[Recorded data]
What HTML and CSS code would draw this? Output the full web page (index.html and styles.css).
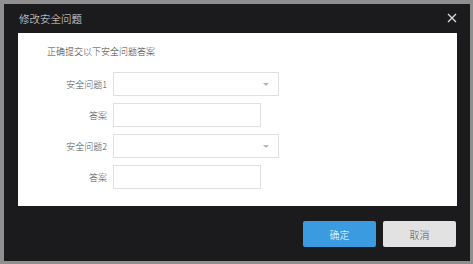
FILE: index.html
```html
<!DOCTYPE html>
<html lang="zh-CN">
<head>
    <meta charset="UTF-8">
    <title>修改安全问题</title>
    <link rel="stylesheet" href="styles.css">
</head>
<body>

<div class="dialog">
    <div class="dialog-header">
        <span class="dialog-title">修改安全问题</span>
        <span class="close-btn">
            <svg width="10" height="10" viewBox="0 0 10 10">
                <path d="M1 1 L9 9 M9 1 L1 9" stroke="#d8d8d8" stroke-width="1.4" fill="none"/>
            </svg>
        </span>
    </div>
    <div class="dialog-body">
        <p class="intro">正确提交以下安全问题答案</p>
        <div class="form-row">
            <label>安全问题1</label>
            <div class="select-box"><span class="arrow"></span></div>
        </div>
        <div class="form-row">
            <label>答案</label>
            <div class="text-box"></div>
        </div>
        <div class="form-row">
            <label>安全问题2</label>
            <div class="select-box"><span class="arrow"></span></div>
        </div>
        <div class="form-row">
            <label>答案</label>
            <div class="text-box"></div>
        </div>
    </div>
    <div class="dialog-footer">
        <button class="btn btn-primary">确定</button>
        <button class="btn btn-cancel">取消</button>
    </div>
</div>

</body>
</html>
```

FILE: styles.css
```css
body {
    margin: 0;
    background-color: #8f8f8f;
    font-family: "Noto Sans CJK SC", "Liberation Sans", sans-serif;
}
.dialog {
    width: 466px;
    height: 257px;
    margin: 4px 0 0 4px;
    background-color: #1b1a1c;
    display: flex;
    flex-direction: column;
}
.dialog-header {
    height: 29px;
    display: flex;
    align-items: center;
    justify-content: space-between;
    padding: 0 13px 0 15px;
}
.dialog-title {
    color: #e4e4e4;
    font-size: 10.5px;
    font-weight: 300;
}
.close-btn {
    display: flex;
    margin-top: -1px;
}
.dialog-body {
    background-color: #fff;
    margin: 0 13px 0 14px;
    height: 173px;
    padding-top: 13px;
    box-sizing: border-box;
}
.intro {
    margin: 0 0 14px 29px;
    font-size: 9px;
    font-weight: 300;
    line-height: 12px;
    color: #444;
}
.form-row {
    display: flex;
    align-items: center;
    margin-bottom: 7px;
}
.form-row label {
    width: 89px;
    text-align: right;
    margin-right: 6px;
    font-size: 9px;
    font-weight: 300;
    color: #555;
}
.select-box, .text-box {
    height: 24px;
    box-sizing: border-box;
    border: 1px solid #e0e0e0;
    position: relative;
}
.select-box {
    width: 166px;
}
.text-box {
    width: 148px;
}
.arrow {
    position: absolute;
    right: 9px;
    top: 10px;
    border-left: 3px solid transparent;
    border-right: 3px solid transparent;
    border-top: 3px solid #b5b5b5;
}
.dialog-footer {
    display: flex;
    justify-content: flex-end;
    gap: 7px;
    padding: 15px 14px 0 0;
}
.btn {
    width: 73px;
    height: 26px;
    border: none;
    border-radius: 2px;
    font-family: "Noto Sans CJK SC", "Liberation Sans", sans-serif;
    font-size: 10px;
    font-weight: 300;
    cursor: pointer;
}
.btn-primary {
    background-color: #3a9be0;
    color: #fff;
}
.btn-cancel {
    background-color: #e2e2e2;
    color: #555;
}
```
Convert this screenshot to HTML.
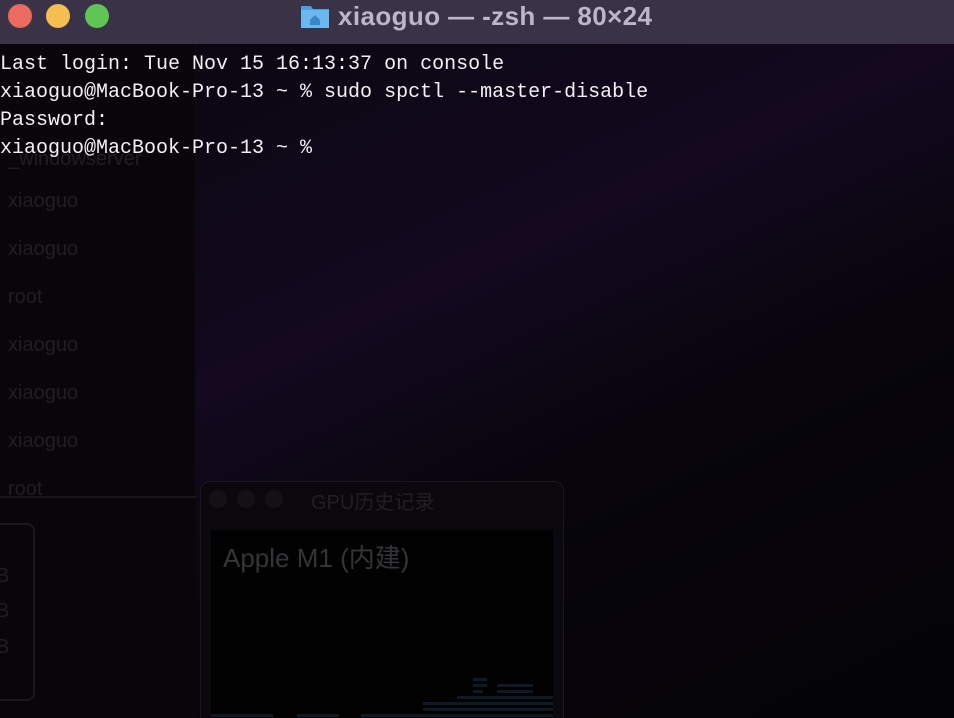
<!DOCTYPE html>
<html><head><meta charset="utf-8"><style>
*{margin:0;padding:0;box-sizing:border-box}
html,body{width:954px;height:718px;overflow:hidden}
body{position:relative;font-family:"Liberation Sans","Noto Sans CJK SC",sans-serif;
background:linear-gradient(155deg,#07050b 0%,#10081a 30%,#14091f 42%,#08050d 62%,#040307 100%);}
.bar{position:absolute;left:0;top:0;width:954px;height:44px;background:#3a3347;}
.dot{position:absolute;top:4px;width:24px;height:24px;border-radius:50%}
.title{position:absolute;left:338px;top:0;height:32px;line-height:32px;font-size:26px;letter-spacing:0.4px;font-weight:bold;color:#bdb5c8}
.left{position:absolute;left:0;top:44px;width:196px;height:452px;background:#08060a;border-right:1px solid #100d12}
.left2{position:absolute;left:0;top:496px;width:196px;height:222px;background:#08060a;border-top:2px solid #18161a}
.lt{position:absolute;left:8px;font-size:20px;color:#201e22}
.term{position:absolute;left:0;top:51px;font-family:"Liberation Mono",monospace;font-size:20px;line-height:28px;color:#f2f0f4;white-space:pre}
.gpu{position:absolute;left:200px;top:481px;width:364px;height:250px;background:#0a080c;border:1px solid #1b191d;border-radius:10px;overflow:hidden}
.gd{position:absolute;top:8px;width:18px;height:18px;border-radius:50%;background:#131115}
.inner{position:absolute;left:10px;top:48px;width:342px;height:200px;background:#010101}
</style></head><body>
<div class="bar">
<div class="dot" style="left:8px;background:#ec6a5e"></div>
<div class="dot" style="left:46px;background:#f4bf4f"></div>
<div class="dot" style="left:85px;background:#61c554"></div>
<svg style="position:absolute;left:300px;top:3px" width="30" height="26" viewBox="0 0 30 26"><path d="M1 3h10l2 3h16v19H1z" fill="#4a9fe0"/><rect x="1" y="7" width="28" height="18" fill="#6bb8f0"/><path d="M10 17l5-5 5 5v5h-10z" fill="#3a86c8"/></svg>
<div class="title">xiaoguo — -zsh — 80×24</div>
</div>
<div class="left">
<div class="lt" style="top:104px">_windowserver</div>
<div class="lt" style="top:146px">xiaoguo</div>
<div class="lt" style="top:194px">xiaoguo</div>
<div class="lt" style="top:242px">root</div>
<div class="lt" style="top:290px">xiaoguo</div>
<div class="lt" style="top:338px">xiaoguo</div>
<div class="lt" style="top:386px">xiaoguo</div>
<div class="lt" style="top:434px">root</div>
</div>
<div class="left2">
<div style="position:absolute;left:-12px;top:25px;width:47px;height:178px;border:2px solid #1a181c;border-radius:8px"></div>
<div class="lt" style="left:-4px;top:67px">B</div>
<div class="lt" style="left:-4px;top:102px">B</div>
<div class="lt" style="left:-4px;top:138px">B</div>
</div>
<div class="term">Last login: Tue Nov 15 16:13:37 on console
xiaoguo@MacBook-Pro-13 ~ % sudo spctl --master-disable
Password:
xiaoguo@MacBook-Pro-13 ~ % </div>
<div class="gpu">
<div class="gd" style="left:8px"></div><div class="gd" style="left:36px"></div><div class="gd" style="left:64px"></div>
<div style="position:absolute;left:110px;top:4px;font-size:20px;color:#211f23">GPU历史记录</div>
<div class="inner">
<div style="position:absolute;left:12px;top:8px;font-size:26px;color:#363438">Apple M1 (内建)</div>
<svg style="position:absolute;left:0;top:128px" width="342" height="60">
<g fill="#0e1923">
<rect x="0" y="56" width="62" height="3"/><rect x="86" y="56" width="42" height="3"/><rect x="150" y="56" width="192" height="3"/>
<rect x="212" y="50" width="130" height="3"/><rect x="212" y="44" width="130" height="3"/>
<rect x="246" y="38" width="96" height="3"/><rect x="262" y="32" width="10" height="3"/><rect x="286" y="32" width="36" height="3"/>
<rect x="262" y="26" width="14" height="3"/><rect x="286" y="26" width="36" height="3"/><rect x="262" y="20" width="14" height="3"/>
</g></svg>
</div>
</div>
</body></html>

*EXERCISE AIM*
Reproduce each line exactly as it appears, omitting the pictures.

*RESPONSE*
What HTML and CSS code would draw this? Output the full web page (index.html and styles.css).
FILE: index.html
```html
<!DOCTYPE html>
<html lang="zh-CN">
<head>
    <meta charset="UTF-8">
    <title>修改安全问题</title>
    <link rel="stylesheet" href="styles.css">
</head>
<body>

<div class="dialog">
    <div class="dialog-header">
        <span class="dialog-title">修改安全问题</span>
        <span class="close-btn">
            <svg width="10" height="10" viewBox="0 0 10 10">
                <path d="M1 1 L9 9 M9 1 L1 9" stroke="#d8d8d8" stroke-width="1.4" fill="none"/>
            </svg>
        </span>
    </div>
    <div class="dialog-body">
        <p class="intro">正确提交以下安全问题答案</p>
        <div class="form-row">
            <label>安全问题1</label>
            <div class="select-box"><span class="arrow"></span></div>
        </div>
        <div class="form-row">
            <label>答案</label>
            <div class="text-box"></div>
        </div>
        <div class="form-row">
            <label>安全问题2</label>
            <div class="select-box"><span class="arrow"></span></div>
        </div>
        <div class="form-row">
            <label>答案</label>
            <div class="text-box"></div>
        </div>
    </div>
    <div class="dialog-footer">
        <button class="btn btn-primary">确定</button>
        <button class="btn btn-cancel">取消</button>
    </div>
</div>

</body>
</html>
```

FILE: styles.css
```css
body {
    margin: 0;
    background-color: #8f8f8f;
    font-family: "Noto Sans CJK SC", "Liberation Sans", sans-serif;
}
.dialog {
    width: 466px;
    height: 257px;
    margin: 4px 0 0 4px;
    background-color: #1b1a1c;
    display: flex;
    flex-direction: column;
}
.dialog-header {
    height: 29px;
    display: flex;
    align-items: center;
    justify-content: space-between;
    padding: 0 13px 0 15px;
}
.dialog-title {
    color: #e4e4e4;
    font-size: 10.5px;
    font-weight: 300;
}
.close-btn {
    display: flex;
    margin-top: -1px;
}
.dialog-body {
    background-color: #fff;
    margin: 0 13px 0 14px;
    height: 173px;
    padding-top: 13px;
    box-sizing: border-box;
}
.intro {
    margin: 0 0 14px 29px;
    font-size: 9px;
    font-weight: 300;
    line-height: 12px;
    color: #444;
}
.form-row {
    display: flex;
    align-items: center;
    margin-bottom: 7px;
}
.form-row label {
    width: 89px;
    text-align: right;
    margin-right: 6px;
    font-size: 9px;
    font-weight: 300;
    color: #555;
}
.select-box, .text-box {
    height: 24px;
    box-sizing: border-box;
    border: 1px solid #e0e0e0;
    position: relative;
}
.select-box {
    width: 166px;
}
.text-box {
    width: 148px;
}
.arrow {
    position: absolute;
    right: 9px;
    top: 10px;
    border-left: 3px solid transparent;
    border-right: 3px solid transparent;
    border-top: 3px solid #b5b5b5;
}
.dialog-footer {
    display: flex;
    justify-content: flex-end;
    gap: 7px;
    padding: 15px 14px 0 0;
}
.btn {
    width: 73px;
    height: 26px;
    border: none;
    border-radius: 2px;
    font-family: "Noto Sans CJK SC", "Liberation Sans", sans-serif;
    font-size: 10px;
    font-weight: 300;
    cursor: pointer;
}
.btn-primary {
    background-color: #3a9be0;
    color: #fff;
}
.btn-cancel {
    background-color: #e2e2e2;
    color: #555;
}
```
Convert this screenshot to HTML.
<!DOCTYPE html>
<html><head><meta charset="utf-8"><style>
*{margin:0;padding:0;box-sizing:border-box}
html,body{width:954px;height:718px;overflow:hidden}
body{position:relative;font-family:"Liberation Sans","Noto Sans CJK SC",sans-serif;
background:linear-gradient(155deg,#07050b 0%,#10081a 30%,#14091f 42%,#08050d 62%,#040307 100%);}
.bar{position:absolute;left:0;top:0;width:954px;height:44px;background:#3a3347;}
.dot{position:absolute;top:4px;width:24px;height:24px;border-radius:50%}
.title{position:absolute;left:338px;top:0;height:32px;line-height:32px;font-size:26px;letter-spacing:0.4px;font-weight:bold;color:#bdb5c8}
.left{position:absolute;left:0;top:44px;width:196px;height:452px;background:#08060a;border-right:1px solid #100d12}
.left2{position:absolute;left:0;top:496px;width:196px;height:222px;background:#08060a;border-top:2px solid #18161a}
.lt{position:absolute;left:8px;font-size:20px;color:#201e22}
.term{position:absolute;left:0;top:51px;font-family:"Liberation Mono",monospace;font-size:20px;line-height:28px;color:#f2f0f4;white-space:pre}
.gpu{position:absolute;left:200px;top:481px;width:364px;height:250px;background:#0a080c;border:1px solid #1b191d;border-radius:10px;overflow:hidden}
.gd{position:absolute;top:8px;width:18px;height:18px;border-radius:50%;background:#131115}
.inner{position:absolute;left:10px;top:48px;width:342px;height:200px;background:#010101}
</style></head><body>
<div class="bar">
<div class="dot" style="left:8px;background:#ec6a5e"></div>
<div class="dot" style="left:46px;background:#f4bf4f"></div>
<div class="dot" style="left:85px;background:#61c554"></div>
<svg style="position:absolute;left:300px;top:3px" width="30" height="26" viewBox="0 0 30 26"><path d="M1 3h10l2 3h16v19H1z" fill="#4a9fe0"/><rect x="1" y="7" width="28" height="18" fill="#6bb8f0"/><path d="M10 17l5-5 5 5v5h-10z" fill="#3a86c8"/></svg>
<div class="title">xiaoguo — -zsh — 80×24</div>
</div>
<div class="left">
<div class="lt" style="top:104px">_windowserver</div>
<div class="lt" style="top:146px">xiaoguo</div>
<div class="lt" style="top:194px">xiaoguo</div>
<div class="lt" style="top:242px">root</div>
<div class="lt" style="top:290px">xiaoguo</div>
<div class="lt" style="top:338px">xiaoguo</div>
<div class="lt" style="top:386px">xiaoguo</div>
<div class="lt" style="top:434px">root</div>
</div>
<div class="left2">
<div style="position:absolute;left:-12px;top:25px;width:47px;height:178px;border:2px solid #1a181c;border-radius:8px"></div>
<div class="lt" style="left:-4px;top:67px">B</div>
<div class="lt" style="left:-4px;top:102px">B</div>
<div class="lt" style="left:-4px;top:138px">B</div>
</div>
<div class="term">Last login: Tue Nov 15 16:13:37 on console
xiaoguo@MacBook-Pro-13 ~ % sudo spctl --master-disable
Password:
xiaoguo@MacBook-Pro-13 ~ % </div>
<div class="gpu">
<div class="gd" style="left:8px"></div><div class="gd" style="left:36px"></div><div class="gd" style="left:64px"></div>
<div style="position:absolute;left:110px;top:4px;font-size:20px;color:#211f23">GPU历史记录</div>
<div class="inner">
<div style="position:absolute;left:12px;top:8px;font-size:26px;color:#363438">Apple M1 (内建)</div>
<svg style="position:absolute;left:0;top:128px" width="342" height="60">
<g fill="#0e1923">
<rect x="0" y="56" width="62" height="3"/><rect x="86" y="56" width="42" height="3"/><rect x="150" y="56" width="192" height="3"/>
<rect x="212" y="50" width="130" height="3"/><rect x="212" y="44" width="130" height="3"/>
<rect x="246" y="38" width="96" height="3"/><rect x="262" y="32" width="10" height="3"/><rect x="286" y="32" width="36" height="3"/>
<rect x="262" y="26" width="14" height="3"/><rect x="286" y="26" width="36" height="3"/><rect x="262" y="20" width="14" height="3"/>
</g></svg>
</div>
</div>
</body></html>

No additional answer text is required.